The Chicago Bears have some major defensive decisions to make this offseason. Once the unit that could be counted on to come up with the critical third down stop, or to come up with a the game changing turn over, has become the weak link on what many considered to be a playoff caliber team. The 2013 Bears defensive, for lack of a better term, was a complete train wreck. A defense that oozed yards by the dozens each and every game coming down the stretch. Before the debate would be “how many yards will the defense hold the opposing running back to,” toward the end of the season, the question more frequently asked was “do you think the defense can hold this running back to under 200 yards.” Yes it started to get that bad for the once proud Bears defense.
Of course there are many variables that come into play when you’re talking about any NFL team, change of coaches, new players, and injuries all play a factor in how each and every team performs during the season. The Bears were not immune to any of those factors this past year, from the loss of future what is sure to be is future Hall of Famer Brian Urlacher, to injuries to Pro-Bowl players from 2012: Charles Tillman, Lance Briggs, and Henry Melton, who missed a combined 28 games last season, not to mention the games missed by starting middle linebacker D.J. Williams. With the Bears defense beaten and battered, the 2013 season they surrendered the most yards (6,313), points (478), and rushing yards in franchise history and rushing yards (2,583). That is inexcusable considering this is a team with a deep tradition of having strong defensive play.

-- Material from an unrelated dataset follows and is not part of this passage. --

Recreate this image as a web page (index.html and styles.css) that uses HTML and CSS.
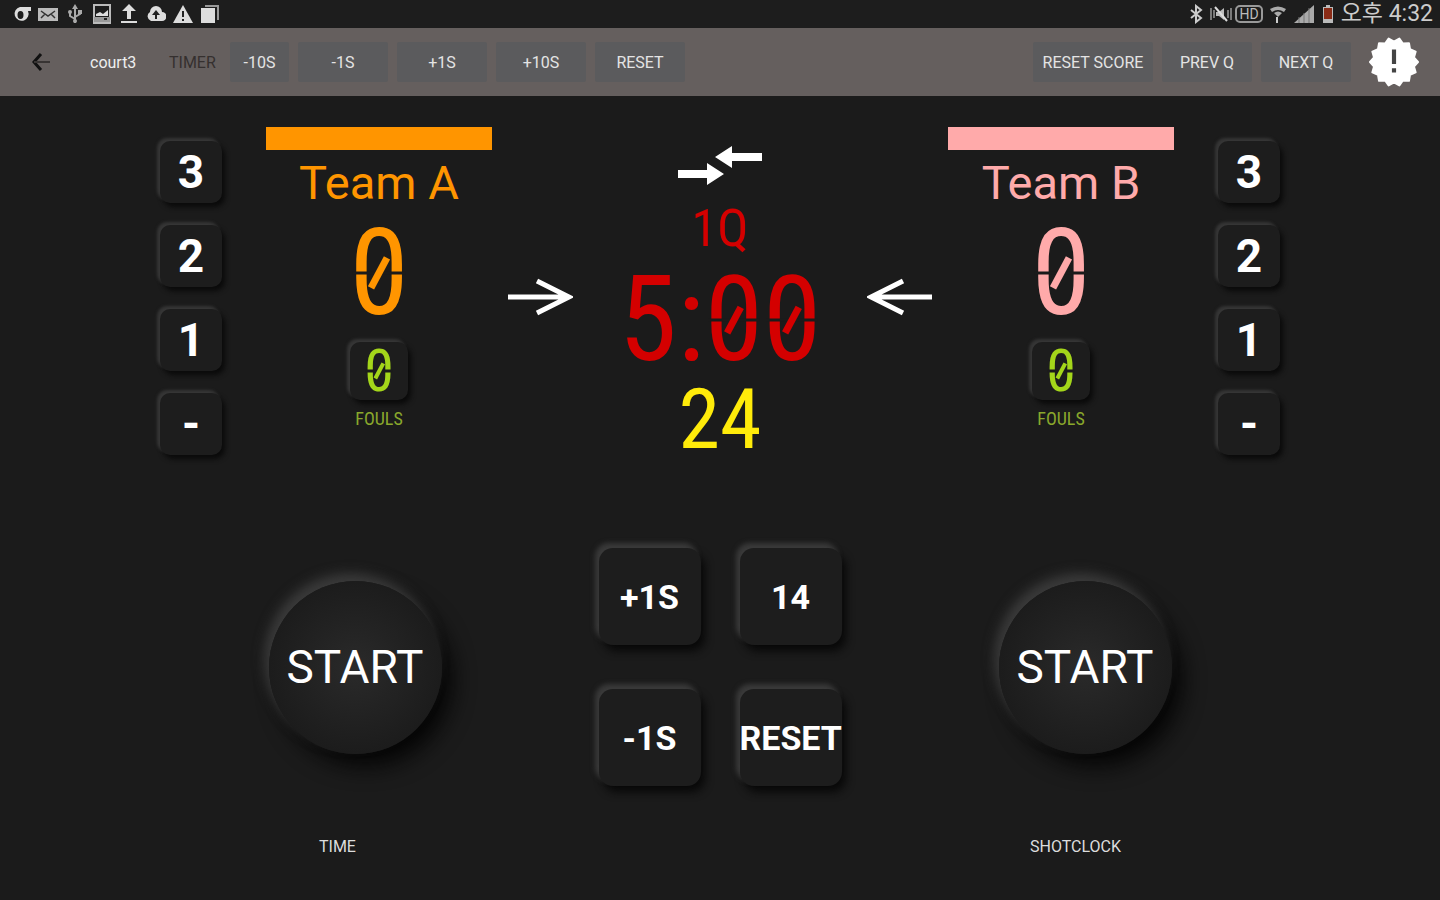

All is not lost, and with the end of a new season comes the new hope that GM Phil Emery can figure out what is wrong with this unit and hopefully fix it via signing a key free agent or two, by drafting players that can come in and contribute immediately, and hoping that some of the injured players can come back and play up to the potential that they have shown in the past. Whatever needs to be done it needs to be done relatively quickly, the Bears finally have the offensive weapons to rival Green Bay, and if they are able to put together even a middle-of-the-road type of defensive campaign in 2014, this should be a team that could challenge the Packers for the division and also make a deep run into the playoffs.